Oh Karen, that is too bad you can’t find her. I have another friend (blogger) that I have tried to reach out to as well but no contact in any way I can find works. It is sad, isn’t it, when someone just kind of disappears from life without any knowledge of what is going on? I guess your heart is just like mine!
This has happened to me a few times already, where i have found someone in my social media world has passed away. I always try to reach out to the family if possible and send my condolences. Our blogging/social media friends are important to us. Perhaps we should let our family members know to inform these people as well. In the meantime, it is good to know we all love and care about each other. xo
I have a plan to put into place but probably should actually write that final blog post and put it someplace in a draft form or something, But who knows how long I will keep blogging….
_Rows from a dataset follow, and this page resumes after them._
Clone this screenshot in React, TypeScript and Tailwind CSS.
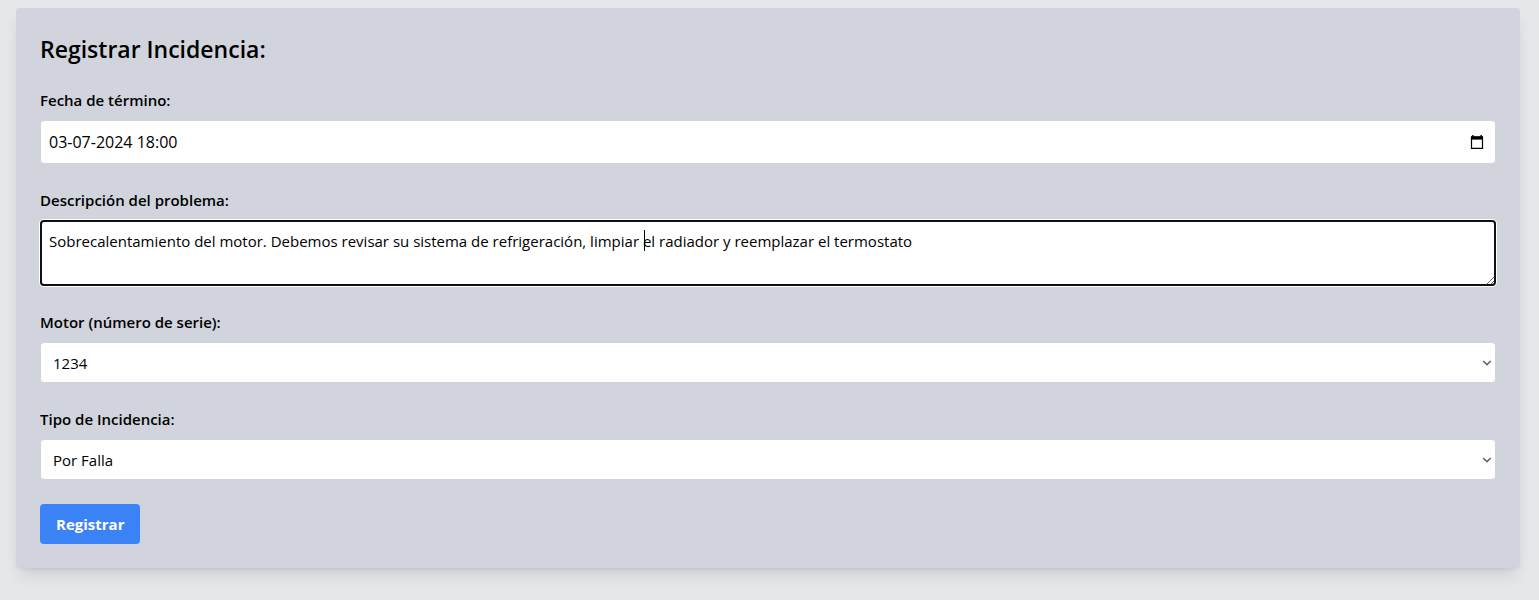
import { useId, useState } from "react";
import type { ReactNode } from "react";

const fieldBox = "w-full rounded border border-[#d1d4dc] bg-white leading-6 text-black";

function Field({ id, label, children }: { id: string; label: string; children: ReactNode }) {
  return (
    <div className="mb-6">
      <label htmlFor={id} className="mb-2 block text-[15px] leading-6 font-semibold text-black">
        {label}
      </label>
      {children}
    </div>
  );
}

function CalendarIcon() {
  return (
    <svg width="14" height="15" viewBox="0 0 14 15" aria-hidden="true">
      <path d="M2.2 0h1.4v2H2.2zM10.4 0h1.4v2h-1.4z" fill="#000" />
      <path d="M1.5 2h11v11.4h-11z" fill="none" stroke="#000" strokeWidth="1.2" />
      <path d="M1 1.3h12V4.6H1z" fill="#000" />
    </svg>
  );
}

function SelectField({ label, options }: { label: string; options: string[] }) {
  const id = useId();
  return (
    <Field id={id} label={label}>
      <div className="relative">
        <select id={id} className={`${fieldBox} block h-[41px] appearance-none px-3 text-[15px]`}>
          {options.map((option) => (
            <option key={option}>{option}</option>
          ))}
        </select>
        <svg
          className="pointer-events-none absolute top-1/2 right-1 -translate-y-1/2"
          width="10"
          height="6"
          viewBox="0 0 10 6"
          aria-hidden="true"
        >
          <path d="M1.2 1l3.8 3.6L8.8 1" fill="none" stroke="#666" strokeWidth="1.6" />
        </svg>
      </div>
    </Field>
  );
}

export default function App() {
  const [date, setDate] = useState("03-07-2024 18:00");
  const [description, setDescription] = useState(
    "Sobrecalentamiento del motor. Debemos revisar su sistema de refrigeración, limpiar el radiador y reemplazar el termostato",
  );

  return (
    <div className="min-h-screen bg-gray-200 py-2 pr-[19px] pl-4 font-['Open_Sans','Noto_Sans',sans-serif]">
      <form
        className="rounded bg-[#d1d4dc] p-6 shadow-lg"
        onSubmit={(event) => event.preventDefault()}
      >
        <h2 className="mb-[22px] text-[23px] leading-[34px] font-semibold text-black">
          Registrar Incidencia:
        </h2>

        <Field id="end-date" label="Fecha de término:">
          <div className={`${fieldBox} flex h-11 items-center pr-[11px] text-base`}>
            <input
              id="end-date"
              type="text"
              value={date}
              onChange={(event) => setDate(event.target.value)}
              className="min-w-0 flex-1 bg-transparent px-2 outline-none"
            />
            <button type="button" aria-label="Abrir calendario">
              <CalendarIcon />
            </button>
          </div>
        </Field>

        <Field id="description" label="Descripción del problema:">
          <div className="relative">
            <textarea
              id="description"
              rows={2}
              value={description}
              onChange={(event) => setDescription(event.target.value)}
              className={`${fieldBox} block resize-y px-2 py-2 text-[15px] shadow-[0_0_0_1px_white] outline-2 -outline-offset-2 outline-[#101010]`}
            />
            <span className="pointer-events-none absolute top-[10px] left-[604px] h-[21px] w-px bg-black" />
          </div>
        </Field>

        <SelectField label="Motor (número de serie):" options={["1234"]} />
        <SelectField label="Tipo de Incidencia:" options={["Por Falla"]} />

        <button
          type="submit"
          className="block rounded bg-[#3b82f6] px-4 py-2 text-[15px] leading-6 font-bold text-white"
        >
          Registrar
        </button>
      </form>
    </div>
  );
}
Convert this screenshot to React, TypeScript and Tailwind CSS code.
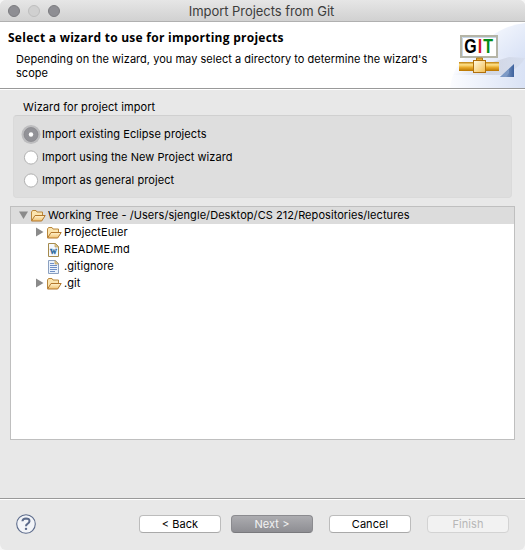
import React from 'react';

function Folder() {
  return (
    <svg width="16" height="16" viewBox="0 0 16 16" className="shrink-0">
      <defs>
        <linearGradient id="folderFront" x1="0" y1="0" x2="0" y2="1">
          <stop offset="0" stopColor="#fff3cf" />
          <stop offset="1" stopColor="#f0c06f" />
        </linearGradient>
      </defs>
      <path d="M1.5 12.5V4L2.5 2.5H6l1 1.5h5.5V7.5" fill="#fbe4ae" stroke="#b8863b" />
      <path d="M1.5 13L5 7.5h10.2l-3.5 5.5z" fill="url(#folderFront)" stroke="#b3772b" strokeLinejoin="round" />
    </svg>
  );
}

function FileIcon({ word = false }: { word?: boolean }) {
  return (
    <svg width="16" height="16" viewBox="0 0 16 16" className="shrink-0">
      <path d="M2.5 1.5h7L12.5 4.5v10h-10z" fill={word ? '#f4f8fd' : '#eaf2fc'} stroke={word ? '#a58a4c' : '#8ba0c0'} />
      <path d="M9 1.5V5h3.5z" fill="#e5cf91" stroke="#b49a5d" strokeWidth=".7" />
      {word ? (
        <text x="7.5" y="11.5" textAnchor="middle" fontFamily="Liberation Serif, serif" fontWeight="bold" fontSize="9.5" fill="#2c689d" stroke="#2c689d" strokeWidth=".3">w</text>
      ) : (
        <path d="M4 4.5h4M4 6.5h7M4 8.5h7M4 10.5h7M4 12.5h5" stroke="#6f8fc5" />
      )}
    </svg>
  );
}

function Row({ label, depth, icon, arrow }: { label: string; depth: number; icon: React.ReactNode; arrow?: 'down' | 'right' }) {
  return (
    <div className={`flex h-[17px] items-center ${depth === 0 ? 'bg-[#dcdcdc] pl-[8px]' : 'pl-[24px]'}`}>
      <svg width="11" height="11" viewBox="0 0 11 11" className="shrink-0">
        {arrow === 'down' && <path d="M0 1.5h9L4.5 9z" fill="#8a8a8a" />}
        {arrow === 'right' && <path d="M1 .5v9L8.5 5z" fill="#8a8a8a" />}
      </svg>
      {icon}
      <span className={`ml-[2px] ${depth === 0 ? 'tracking-[0.065px]' : 'tracking-[0.06px]'}`}>{label}</span>
    </div>
  );
}

function Radio({ label, checked = false, spacing }: { label: string; checked?: boolean; spacing: string }) {
  return (
    <div className="flex h-[23px] items-center">
      <svg width="20" height="20" viewBox="0 0 20 20" className="mr-px shrink-0">
        {checked ? (
          <>
            <circle cx="10" cy="9.5" r="9.5" fill="#bdbdbf" />
            <circle cx="10" cy="9.5" r="7" fill="#929297" stroke="#858589" strokeWidth=".7" />
            <circle cx="10" cy="9.5" r="2.2" fill="#fff" />
          </>
        ) : (
          <circle cx="10" cy="9.5" r="6.6" fill="#fff" stroke="#b1b1b1" />
        )}
      </svg>
      <span className={spacing}>{label}</span>
    </div>
  );
}

function GitBanner() {
  return (
    <svg width="90" height="66" viewBox="0 0 90 66" className="shrink-0">
      <defs>
        <linearGradient id="sky" x1="0" y1="0" x2="1" y2="0">
          <stop offset="0" stopColor="#fbfcff" />
          <stop offset="1" stopColor="#d9e2f5" />
        </linearGradient>
        <linearGradient id="skyTop" x1="0" y1="0" x2="1" y2="1">
          <stop offset="0" stopColor="#fcfdff" />
          <stop offset="1" stopColor="#d6e0f5" />
        </linearGradient>
        <linearGradient id="pipe" x1="0" y1="0" x2="0" y2="1">
          <stop offset="0" stopColor="#bc7e0b" />
          <stop offset=".3" stopColor="#ffe289" />
          <stop offset=".6" stopColor="#e8aa2b" />
          <stop offset="1" stopColor="#b87400" />
        </linearGradient>
        <linearGradient id="joint" x1="0" y1="0" x2="1" y2="1">
          <stop offset="0" stopColor="#fffbe5" />
          <stop offset="1" stopColor="#f2bd50" />
        </linearGradient>
        <linearGradient id="corner" x1="0" y1="0" x2="1" y2="0">
          <stop offset="0" stopColor="#a4b9d8" />
          <stop offset="1" stopColor="#3d629e" />
        </linearGradient>
        <linearGradient id="shade" x1="0" y1="0" x2="1" y2="0">
          <stop offset="0" stopColor="#cdd1dc" stopOpacity="0" />
          <stop offset=".5" stopColor="#b9becd" stopOpacity=".5" />
          <stop offset="1" stopColor="#d2d9e8" stopOpacity=".5" />
        </linearGradient>
      </defs>
      <path d="M41 33Q57 5 90 1V40H41z" fill="url(#skyTop)" />
      <path d="M15 66Q18 42 36 32L90 34V66z" fill="url(#sky)" />
      <path d="M16 53L74 35L90 36Q84 48 66 53z" fill="url(#shade)" />
      <rect x="26" y="14" width="36" height="21" fill="#fff" stroke="#b5b5a7" strokeWidth="2" />
      <path d="M27.5 34V15.5H61" fill="none" stroke="#b7cbe3" strokeWidth=".8" />
      <g transform="scale(.82 1)" fontFamily="Liberation Sans, sans-serif" fontWeight="bold" fontSize="19.5">
        <text x="35.6" y="31.5" fill="#000">G</text>
        <text x="52" y="31.5" fill="#d1121f">I</text>
        <text x="58.9" y="31.5" fill="#008b17">T</text>
      </g>
      <path d="M41.5 36h6v4h-6z" fill="#e4ac38" stroke="#af7917" />
      <rect x="24" y="40" width="40" height="9" fill="url(#pipe)" />
      <rect x="38.5" y="38.5" width="12" height="12" fill="url(#joint)" stroke="#b1700c" />
      <path d="M65 55L79 42v13z" fill="url(#corner)" />
      <path d="M65 55h6l3-4v-4z" fill="#7d9ac6" />
    </svg>
  );
}

function Button({ label, kind = 'normal' }: { label: string; kind?: 'normal' | 'primary' | 'disabled' }) {
  const look = {
    normal: 'border-[#bcbcbc] border-b-[#a9a9a9] bg-white text-black',
    primary: 'border-[#8b8b8f] border-b-[#79797d] bg-gradient-to-b from-[#acacb0] to-[#8e8e93] text-[#f3f3f3]',
    disabled: 'border-[#d3d3d3] bg-[#f2f2f2] text-[#b7b7b7]',
  }[kind];
  return (
    <button className={`flex h-[18px] w-[82px] items-center justify-center rounded-[4px] border tracking-[0.05px] ${look}`}>
      {label}
    </button>
  );
}

export default function App() {
  return (
    <div className="h-[550px] w-[525px] bg-[#f6f6f6]">
      <div className="flex h-[550px] w-[525px] flex-col overflow-hidden rounded-[6px] bg-[#e8e8e8] font-['Inter',sans-serif] text-[11px] leading-[13px] text-black">
        <header className="grid h-[22px] shrink-0 grid-cols-[63px_1fr_65px] items-center border-b border-[#b0b0b0] bg-gradient-to-b from-[#e6e6e6] to-[#d1d1d1]">
          <div className="flex gap-2 pl-2">
            <span className="h-3 w-3 rounded-full border border-[#7b7b7f] bg-[#8e8e93]" />
            <span className="h-3 w-3 rounded-full border border-[#bdbdbd] bg-[#d0d0d0]" />
            <span className="h-3 w-3 rounded-full border border-[#7b7b7f] bg-[#8e8e93]" />
          </div>
          <h1 className="text-center text-[13px] leading-4 tracking-[-0.05px] text-[#3c3c3c]">Import Projects from Git</h1>
        </header>

        <section className="flex h-[67px] shrink-0 justify-between border-b border-[#999] bg-white">
          <div className="whitespace-nowrap pl-2 pt-2">
            <h2 className="font-['Open_Sans',sans-serif] text-[12px] font-bold leading-[15px] tracking-[0.26px]">Select a wizard to use for importing projects</h2>
            <p className="pl-2 pt-[7px] tracking-[0.03px] leading-[14px]">Depending on the wizard, you may select a directory to determine the wizard's<br />scope</p>
          </div>
          <GitBanner />
        </section>

        <main className="flex h-[409px] shrink-0 flex-col border-t border-white px-[10px] pt-[11px]">
          <div className="px-[3px]">
            <div className="h-[13px] pl-[10px] tracking-[0.09px]">Wizard for project import</div>
            <div className="mt-px h-[83px] rounded-[4px] border border-[#dadada] border-t-[#d0d0d0] bg-[#dedede] pl-[7px] pt-[7px]">
              <Radio label="Import existing Eclipse projects" checked spacing="tracking-[0.07px]" />
              <Radio label="Import using the New Project wizard" spacing="tracking-[0.05px]" />
              <Radio label="Import as general project" spacing="tracking-[0.07px]" />
            </div>
          </div>
          <div className="mt-[8px] h-[234px] border border-[#bfbfbf] bg-white">
            <Row label="Working Tree - /Users/sjengle/Desktop/CS 212/Repositories/lectures" depth={0} icon={<Folder />} arrow="down" />
            <Row label="ProjectEuler" depth={1} icon={<Folder />} arrow="right" />
            <Row label="README.md" depth={1} icon={<FileIcon word />} />
            <Row label=".gitignore" depth={1} icon={<FileIcon />} />
            <Row label=".git" depth={1} icon={<Folder />} arrow="right" />
          </div>
        </main>

        <footer className="flex h-[52px] shrink-0 justify-between border-t border-[#999] pl-4 pr-4 shadow-[inset_0_1px_0_#fff]">
          <svg width="20" height="20" viewBox="0 0 20 20" className="mt-[15px]">
            <circle cx="10" cy="10" r="9.3" fill="#f2f4f8" stroke="#5c6b8b" strokeWidth="1.1" />
            <path d="M6.4 7.3Q6.6 4.5 10 4.4Q13.6 4.5 13.5 7.1Q13.4 8.8 11.5 9.8Q10 10.6 10 12.2" fill="none" stroke="#5c6b8b" strokeWidth="2" />
            <rect x="8.8" y="13.7" width="2.4" height="2.4" rx="1" fill="#5c6b8b" />
          </svg>
          <div className="flex pt-4">
            <Button label="< Back" />
            <div className="ml-[10px]"><Button label="Next >" kind="primary" /></div>
            <div className="ml-4"><Button label="Cancel" /></div>
            <div className="ml-4"><Button label="Finish" kind="disabled" /></div>
          </div>
        </footer>
      </div>
    </div>
  );
}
Oh Beth , you are so sweet. Perhaps we should make sure our family know our passwords!
Yep–that goes in the Death Book, right? I am putting Aaron in charge since he does all my blog stuff. 🙂 Lucky guy!
A Death Book…not sure what that is but it sounds useful.
I’ve thought about this as well. I don’t think it’s being morbid to think about what you want done with your social media when you pass from this life, I think it’s just a part of life we should prepare for.
I think a lot of us long time bloggers think about this and how to handle it. I have a plan. 🙂
Beth Ann I couldn’t have said it better. As nance ( wife) says “as long as you are on this side of the sod there is always hope”. With my late father being a beat cop in a major northern city during the 60’s and 70’s the issue of death was never really talked about but it was always there. What I didn’t understand those lessons I learned from him would help me deal with nance as I have been facing my life’s biggest hurdle so far with her health. The reality is she is frail and I could walk upstairs and fine her gone. As you well know life is not a race to see who gets the most stuff. Nance has been an Rn for over 40 years ( she is about 10 years older) and she has shared that in all the times she has been by a dying person’s death bed not once has anyone asked to see something material one more time.
Oh I so understand the situation that you are in and am sending all of my good thoughts your way. It has to be so very tough! I agree–it is the relationships and the friendships that mean the most and that is what I cherish. Honestly there are very few personal items that I could not part with (and I have many!) but friendships and family—those are the things that mean the most to me. Blessings to you and your sweet Nance.
Such a sad story, Beth Ann. I imagine it happens more than we know. We’re blessed to be part of this loving, supportive blogging community, whether we’ve actually met one another or not. Finding out on Facebook that someone has passed seems incredibly sterile to me though.
Oh, Beth Ann, I am sorry about Jack aka Jake. I, too, followed him for quite some time and enjoyed his writing. I am sad to learn of his passing.
I know— I was so sad to find out. I never had his address so can’t even send his wife a note. I hope he knew how much we enjoyed his writing and humor.
I understand not knowing that a friend or family member has passed and you did’t know. Very sad indeed. It sounds like you have everything covered, Beth Ann.
Those are tough moments indeed. It is equally tough when you get a notification about helping someone celebrate their birthday years after they have passed away. Your perspective provides me with insights that I would never acquire if you hadn’t created the ripple in Mason City Iowa.Thanks for helping me grow and trying to keep those ripples alive here in North Iowa.
I have thought about this too. Don’t know what would happen to my blog, should think about that. More importantly I think we need something in writing about Katie if we were to die unexpectedly.